Cependant, nous pouvons noter de très beaux souvenirs, touchants ou inspirants. Sibylle me raconte qu’à l’occasion de ses premières règles, son père lui a offert un bouquet de fleurs printanières, lui signifiant ainsi, avec beaucoup de délicatesse, sa joie de la voir grandir et entrer dans le monde des femmes. Sibylle s’en saisit comme l’expression d’une autorisation à laisser son corps s’épanouir au gré des courbes qui le façonnent, peu à peu. Pour Pauline, c’est le souvenir de l’achat d’une belle robe le jour de ses 10 ans, puis d’une paire de boucles d’oreilles pour honorer ses 15 ans. Son corps de petite fille, puis de jeune fille, est considéré de façon positive, prêt à recevoir la beauté, à l’exprimer et à la faire rayonner.

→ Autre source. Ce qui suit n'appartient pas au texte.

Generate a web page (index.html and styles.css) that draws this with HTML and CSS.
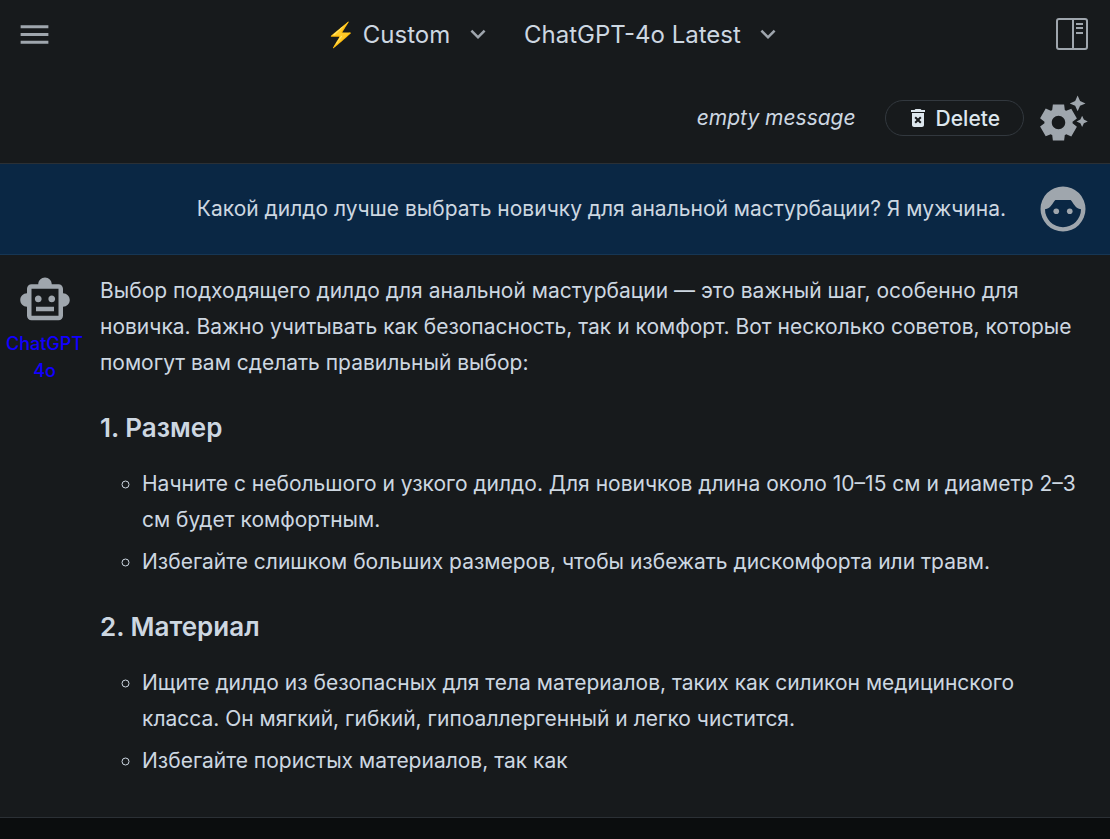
FILE: index.html
```html
<!DOCTYPE html>
<html lang="ru">
<head>
    <meta charset="UTF-8">
    <meta name="viewport" content="width=device-width, initial-scale=1.0">
    <title>Chat</title>
    <link rel="stylesheet" href="styles.css">
</head>
<body>
    <header class="topbar">
        <button class="icon-button" type="button" aria-label="Menu">
            <svg class="icon-menu" viewBox="0 0 24 24"><path d="M3 18h18v-2H3v2zm0-5h18v-2H3v2zm0-7v2h18V6H3z"/></svg>
        </button>
        <div class="selectors">
            <div class="dropdown">
                <select aria-label="Persona">
                    <option>⚡ Custom</option>
                </select>
                <svg class="chevron" viewBox="0 0 24 24"><path d="M16.59 8.59 12 13.17 7.41 8.59 6 10l6 6 6-6z"/></svg>
            </div>
            <div class="dropdown">
                <select aria-label="Model">
                    <option>ChatGPT-4o Latest</option>
                </select>
                <svg class="chevron" viewBox="0 0 24 24"><path d="M16.59 8.59 12 13.17 7.41 8.59 6 10l6 6 6-6z"/></svg>
            </div>
        </div>
        <button class="icon-button" type="button" aria-label="Side panel">
            <svg class="icon-panel" viewBox="0 0 32 32">
                <rect x="1" y="1" width="30" height="30" rx="2" fill="none" stroke="currentColor" stroke-width="2"/>
                <path d="M16 1h2v30h-2zM20 5h7v2h-7zM20 9h7v2h-7zM20 14h7v2h-7z"/>
            </svg>
        </button>
    </header>

    <main class="messages">
        <section class="message system">
            <p class="text empty">empty message</p>
            <button class="delete" type="button">
                <svg viewBox="0 0 24 24"><path d="M6 19c0 1.1.9 2 2 2h8c1.1 0 2-.9 2-2V7H6v12zm2.46-7.12 1.41-1.41L12 12.59l2.12-2.12 1.41 1.41L13.41 14l2.12 2.12-1.41 1.41L12 15.41l-2.12 2.12-1.41-1.41L10.59 14l-2.13-2.12zM15.5 4l-1-1h-5l-1 1H5v2h14V4z"/></svg>
                Delete
            </button>
            <div class="avatar">
                <svg viewBox="0 0 24 24"><path d="M17.41 6.59 15 5.5l2.41-1.09L18.5 2l1.09 2.41L22 5.5l-2.41 1.09L18.5 9l-1.09-2.41zm3.87 6.13L20.5 11l-.78 1.72-1.72.78 1.72.78.78 1.72.78-1.72L23 13.5l-1.72-.78zm-5.04 1.65 1.94 1.47-2.5 4.33-2.24-.94c-.2.13-.42.26-.64.37l-.3 2.4h-5l-.3-2.41c-.22-.11-.43-.23-.64-.37l-2.24.94-2.5-4.33 1.94-1.47c-.01-.11-.01-.24-.01-.36s0-.25.01-.37l-1.94-1.47 2.5-4.33 2.24.94c.2-.13.42-.26.64-.37L7.5 6h5l.3 2.41c.22.11.43.23.64.37l2.24-.94 2.5 4.33-1.94 1.47c.01.12.01.24.01.37s0 .24-.01.36zM13 14c0-1.66-1.34-3-3-3s-3 1.34-3 3 1.34 3 3 3 3-1.34 3-3z"/></svg>
            </div>
        </section>

        <section class="message user">
            <p class="text">Какой дилдо лучше выбрать новичку для анальной мастурбации? Я мужчина.</p>
            <div class="avatar">
                <svg viewBox="0 0 24 24">
                    <path fill-rule="evenodd" d="M12 2a10 10 0 1 0 0 20 10 10 0 0 0 0-20zM4 12.1C6.6 11.8 7.2 9.5 8.6 8h6.8C16.8 9.5 17.4 11.8 20 12.1A8 8 0 0 1 4 12.1z"/>
                    <circle cx="9" cy="13" r="1.25"/>
                    <circle cx="15" cy="13" r="1.25"/>
                </svg>
            </div>
        </section>

        <section class="message assistant">
            <div class="avatar">
                <svg viewBox="0 0 24 24"><path d="M20 9V7c0-1.1-.9-2-2-2h-3c0-1.66-1.34-3-3-3S9 3.34 9 5H6c-1.1 0-2 .9-2 2v2c-1.66 0-3 1.34-3 3s1.34 3 3 3v4c0 1.1.9 2 2 2h12c1.1 0 2-.9 2-2v-4c1.66 0 3-1.34 3-3s-1.34-3-3-3zm-2 10H6V7h12v12zm-9-6c-.83 0-1.5-.67-1.5-1.5S8.17 10 9 10s1.5.67 1.5 1.5S9.83 13 9 13zm7.5-1.5c0 .83-.67 1.5-1.5 1.5s-1.5-.67-1.5-1.5.67-1.5 1.5-1.5 1.5.67 1.5 1.5zM8 15h8v2H8v-2z"/></svg>
                <span class="model">ChatGPT 4o</span>
            </div>
            <div class="text">
                <p>Выбор подходящего дилдо для анальной мастурбации — это важный шаг, особенно для новичка. Важно учитывать как безопасность, так и комфорт. Вот несколько советов, которые помогут вам сделать правильный выбор:</p>
                <h3>1. Размер</h3>
                <ul>
                    <li>Начните с небольшого и узкого дилдо. Для новичков длина около 10–15 см и диаметр 2–3 см будет комфортным.</li>
                    <li>Избегайте слишком больших размеров, чтобы избежать дискомфорта или травм.</li>
                </ul>
                <h3>2. Материал</h3>
                <ul>
                    <li>Ищите дилдо из безопасных для тела материалов, таких как силикон медицинского класса. Он мягкий, гибкий, гипоаллергенный и легко чистится.</li>
                    <li>Избегайте пористых материалов, так как</li>
                </ul>
            </div>
        </section>
    </main>
</body>
</html>
```
FILE: styles.css
```css
* {
    box-sizing: border-box;
}

body {
    margin: 0;
    min-height: 100vh;
    background-color: #0b0d0e;
    color: #cdd7e1;
    font-family: Inter, "Noto Sans", sans-serif;
    font-size: 21px;
    line-height: 36px;
}

svg {
    display: block;
    fill: currentColor;
}

p {
    margin: 0;
}

/* Top bar */
.topbar {
    display: flex;
    align-items: center;
    justify-content: space-between;
    height: 73px;
    padding: 0 22px 5px 16px;
    background-color: #171a1c;
}

.icon-button {
    padding: 0;
    border: none;
    background: none;
    color: #9fa6ad;
    cursor: pointer;
}

.icon-menu {
    width: 37px;
    height: 37px;
}

.icon-panel {
    width: 32px;
    height: 32px;
}

.selectors {
    display: flex;
    gap: 31px;
}

.dropdown {
    position: relative;
}

.dropdown select {
    appearance: none;
    padding: 2px 42px 0 0;
    border: none;
    background: #171a1c;
    color: inherit;
    font-family: inherit;
    font-size: 24px;
    line-height: 36px;
    cursor: pointer;
}

.chevron {
    position: absolute;
    top: 4px;
    right: 0;
    width: 30px;
    height: 30px;
    color: #9fa6ad;
    pointer-events: none;
}

/* Messages */
.message {
    display: flex;
    align-items: flex-start;
    gap: 18px;
    padding: 18px 9px 18px 6px;
    border-bottom: 1px solid #2b3035;
    background-color: #171a1c;
}

.system,
.user {
    align-items: center;
    justify-content: flex-end;
}

.system {
    gap: 0;
}

.user {
    background-color: #0a2744;
    border-bottom-color: #163654;
}

.empty {
    margin-right: 29px;
    font-style: italic;
}

.delete {
    display: flex;
    align-items: center;
    gap: 6px;
    height: 36px;
    padding: 0 23px 0 20px;
    border: 1px solid #32383e;
    border-radius: 18px;
    background: none;
    color: #dde7ee;
    font-family: inherit;
    font-size: 21px;
    font-weight: 500;
    cursor: pointer;
}

.delete svg {
    width: 24px;
    height: 24px;
}

.avatar {
    display: flex;
    flex: none;
    flex-direction: column;
    align-items: center;
    width: 77px;
    color: #9fa6ad;
}

.avatar svg {
    width: 54px;
    height: 54px;
}

.model {
    margin-top: 3px;
    color: #1200ff;
    font-size: 18px;
    font-weight: 500;
    line-height: 27px;
    text-align: center;
}

.assistant {
    gap: 17px;
    padding-right: 27px;
    padding-bottom: 38px;
}

.text h3 {
    margin: 29px 0 20px;
    font-size: 26px;
    font-weight: 600;
    line-height: 36px;
}

.text ul {
    margin: 0;
    padding-left: 42px;
    list-style: circle;
}

.text li + li {
    margin-top: 6px;
}
```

« Être femme » est donc le résultat d’une construction progressive dépassant largement l’accès à une sexualité génitale7. Le regard, les paroles, l’amour de la mère comme du père (ou de toute personne faisant office d’image maternelle ou paternelle) ont un rôle essentiel grâce auquel chaque petite fille apprendra à devenir femme. Un processus complexe qui nous invite à cesser d’être « la petite fille de », sans perdre – ou vouloir perdre – l’amour de ceux qui nous ont transmis la vie.

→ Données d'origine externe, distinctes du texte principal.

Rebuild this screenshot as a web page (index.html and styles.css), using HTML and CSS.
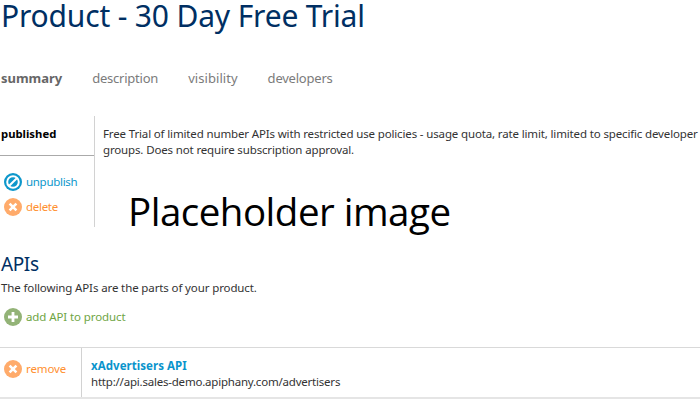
FILE: index.html
```
<!DOCTYPE html>
<html lang="en">
<head>
<meta charset="utf-8">
<title>Product - 30 Day Free Trial</title>
<link rel="stylesheet" href="styles.css">
</head>
<body>
<h1>Product - 30 Day Free Trial</h1>
<nav class="tabs">
  <a class="active">summary</a>
  <a>description</a>
  <a class="wide">visibility</a>
  <a>developers</a>
</nav>
<section class="summary">
  <aside class="side">
    <div class="status">published</div>
    <a class="action blue">
      <svg viewBox="0 0 18 18"><circle cx="9" cy="9" r="9" fill="#0d97cb"/><circle cx="9" cy="9" r="5.8" fill="none" stroke="#fff" stroke-width="2"/><path d="M5.2 12.8 12.8 5.2" stroke="#fff" stroke-width="2"/></svg>
      <span>unpublish</span>
    </a>
    <a class="action orange">
      <svg viewBox="0 0 18 18"><circle cx="9" cy="9" r="9" fill="#ffab6b"/><path d="M5.6 5.6l6.8 6.8M12.4 5.6l-6.8 6.8" stroke="#fff" stroke-width="2.6"/></svg>
      <span>delete</span>
    </a>
  </aside>
  <div class="main">
    <p>Free Trial of limited number APIs with restricted use policies - usage quota, rate limit, limited to specific developer<br>groups. Does not require subscription approval.</p>
    <div class="placeholder">Placeholder image</div>
  </div>
</section>
<h2>APIs</h2>
<p class="intro">The following APIs are the parts of your product.</p>
<a class="action green">
  <svg viewBox="0 0 18 18"><circle cx="9" cy="9" r="9" fill="#93b377"/><path d="M9 4v10M4 9h10" stroke="#fff" stroke-width="2.8"/></svg>
  <span>add API to product</span>
</a>
<div class="row">
  <div class="cell">
    <a class="action orange">
      <svg viewBox="0 0 18 18"><circle cx="9" cy="9" r="9" fill="#ffab6b"/><path d="M5.6 5.6l6.8 6.8M12.4 5.6l-6.8 6.8" stroke="#fff" stroke-width="2.6"/></svg>
      <span>remove</span>
    </a>
  </div>
  <div class="api">
    <b>xAdvertisers API</b>
    <div class="url">http://api.sales-demo.apiphany.com/advertisers</div>
  </div>
</div>
</body>
</html>
```
FILE: styles.css
```
* { box-sizing: border-box; }
body { margin: 0; height: 401px; overflow: hidden; background: #fff; color: #333; font: 11.5px/16px "Noto Sans", sans-serif; white-space: nowrap; }
h1, h2, p { margin: 0; font-weight: 400; }
h1 { height: 68px; padding-left: 1px; color: #002f63; font-size: 30px; line-height: 32px; letter-spacing: -0.17px; }
.tabs { display: flex; gap: 30px; height: 48px; padding-left: 1px; color: #7b7b7b; font-size: 13px; line-height: 20px; letter-spacing: -0.22px; }
.tabs .wide { letter-spacing: 0.05px; }
.tabs .active { font-weight: 700; color: #666; letter-spacing: -0.03px; }
.summary { display: flex; height: 111px; }
.side { flex: none; width: 95px; border-right: 1px solid #d2d2d2; }
.status { height: 40px; margin-bottom: 17px; padding-left: 1px; border-bottom: 1px solid #aaa; color: #000; font-weight: 700; font-size: 11.3px; line-height: 36px; }
.action { display: flex; align-items: center; gap: 4px; height: 18px; margin-left: 4px; letter-spacing: -0.1px; }
.action + .action { margin-top: 7px; }
.action svg { width: 18px; height: 18px; flex: none; }
.blue { color: #0d97cb; letter-spacing: -0.3px; }
.side .orange { letter-spacing: -0.3px; }
.orange { color: #ff902f; }
.green { color: #6fa544; }
.main { padding: 10px 0 0 8px; letter-spacing: -0.145px; }
.placeholder { margin: 26px 0 0 25px; color: #000; font: 38.5px/54px "Open Sans", sans-serif; letter-spacing: -0.5px; }
h2 { margin-top: 24px; height: 29px; color: #002f63; font-size: 19px; line-height: 26px; padding-left: 1px; letter-spacing: -0.4px; }
.intro { height: 28px; padding-left: 1px; letter-spacing: -0.12px; }
.row { display: flex; height: 52px; margin-top: 21px; border-top: 1px solid #d9d9d9; border-bottom: 2px solid #e5e5e5; }
.cell { flex: none; width: 82px; padding-top: 12px; border-right: 1px solid #d2d2d2; }
.api { padding: 10px 0 0 9px; }
.api b { color: #0a94cc; letter-spacing: 0.05px; }
.url { letter-spacing: -0.21px; }
```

Bien entendu, et heureusement, rien n’est déterminé. Chaque histoire peut être retravaillée et, au besoin, consolée ou guérie. J’aime cette très jolie phrase de Boris Cyrulnik, pleine de confiance et d’espérance : « Moi je dis que tout se joue entre 0 et 120 ans8 ! » Les rencontres que nous faisons tout au long de notre vie, l’expérience qui en découle, permettent de réviser indéfiniment le lien à soi et à l’autre, élargissant par ailleurs la richesse de l’altérité vécue dans la sexualité. La rencontre conjugale en fait partie. Je repense à Aude. Encouragée par son époux, elle a redécouvert une parcelle endormie de son être femme. Dans leur histoire, la danse est devenue un espace de rencontre possible pour qu’émerge avec délicatesse une appréhension nouvelle de la féminité, et par extension du corps et de la sexualité, sans crainte de l’autre dans sa différence.